Now, what have I received in response to this? Aside from ludicrous comparisons to quite obscene practices. Well, it basically boils down to two:

1) 15 year old boys would not notice a 15 year old female form in the context of sport. To which I reply, nonsense.

and

2) Well, what if some of the boys are gay?

Now, this argument directly contradicts the first. Because it acknowledges that there is the potential inadvertent touching of sexual nature to occur, and that satisfaction could be derived from this. (Yet this fact did not deter Alice from using both arguments)

Now, aside from the fact that homosexuality is not nearly as prevalent as any TV show of late would have you believe, lets run with this second hypothetical.

Firstly, for a heterosexual male there are quite obviously more targets of opportunity, targets normally off limits when it comes to teen girl, than in the situation of a gay male youth. As an obvious example, practically all 15 year old girls will cover their chest's when going to the beach. The same can certainly not be said for 15 year old boys.

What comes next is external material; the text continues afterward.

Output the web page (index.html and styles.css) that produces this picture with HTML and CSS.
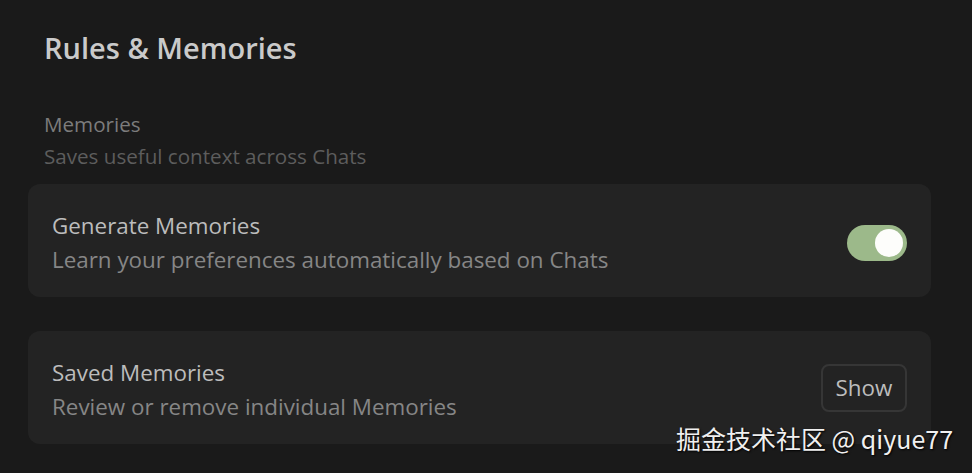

Secondly, homosexuality is not the equivalent of heterosexuality. There are mass of interactions across a mass of fronts where physical and societal interactions differ. There are undoubtedly male gay youths and adults that play contact sports with other men. Yet, because such contact is accepted between men in these sports, it is not viewed through a sexual prism. (Unless something grotesque were to occur.) The reason for this is that heterosexuality is the default according to which all of society is structured.

NS - as to your use of the word 'children'. I find it completely misleading giving the sexual context of the argument.

Finally, I note no-one has addressed the potential for allegations to leveled at a teen boy in such an interaction with a teen girl. Nor have any of those who have disagreed with me criticized the girl's mother for her statement that the sport her daughter plays does not carry the potential for physical contact. Was she being dishonest, or dim?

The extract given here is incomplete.